Von Bagh: Exactly. My own modest films are very local. For me, it's interesting to think of my youth and my school time in northern Finland. What will happen to those films? For the first time, my films move around in retrospectives in Europe and so on. What will happen to these films that are limited to my childhood, my young age, that town, and what happened there? Somehow I'm hopeful that my films will become something that everyone will understand. I didn't compromise. I didn't remove my films from their surroundings.

Guillén: The compromise taken to make something seemingly international strikes me as a colonial mindset.

Von Bagh: That is a beautiful definition. That's quite thoughtful. It is colonialization. But it's happening in the big countries as well. It's more visible and obvious in the case of some Costa Rican director, but is less obvious with a United States-based director.

Guillén: You've been a programmer for such a long time, do you see a distinction between programming and curating?

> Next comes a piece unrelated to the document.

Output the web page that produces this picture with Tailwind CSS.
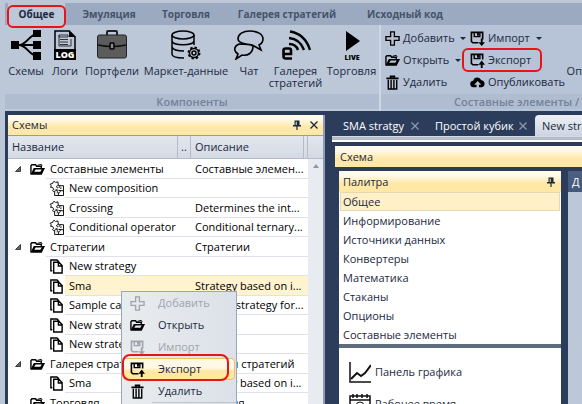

Von Bagh: I've never thought of any difference between them because I was sometimes on both sides. Every day I learn the same thing somehow. But I feel the pressure of being the head of a film festival. Once, Edith Kramer and I were having some coffee after an interview and she remembered seeing me at the festival in Bologna sitting in the movies all the time. Edith said, "That's it." That was her policy also. It's a natural instinct. How would you know what's happening in the audience if you don't sit and watch films with them? Then you know your next step after that. I'm always sitting with the audience. That's my way to present. I mentioned this a little earlier, but you can articulate a film showing in a film festival in a way that the screening can be as memorable as a live performance of music or theater.

Guillén: As someone who has seen film culture evolve over the past few decades, any thoughts on the so-called digital revolution?

Von Bagh: I'm extremely pessimistic about that. No one would listen to my complaints. I refuse to see a film like Sunset Boulevard or Singing in the Rain on digital. For me, when it loses its own material truth, it's not the same thing anymore. I think it's tragic.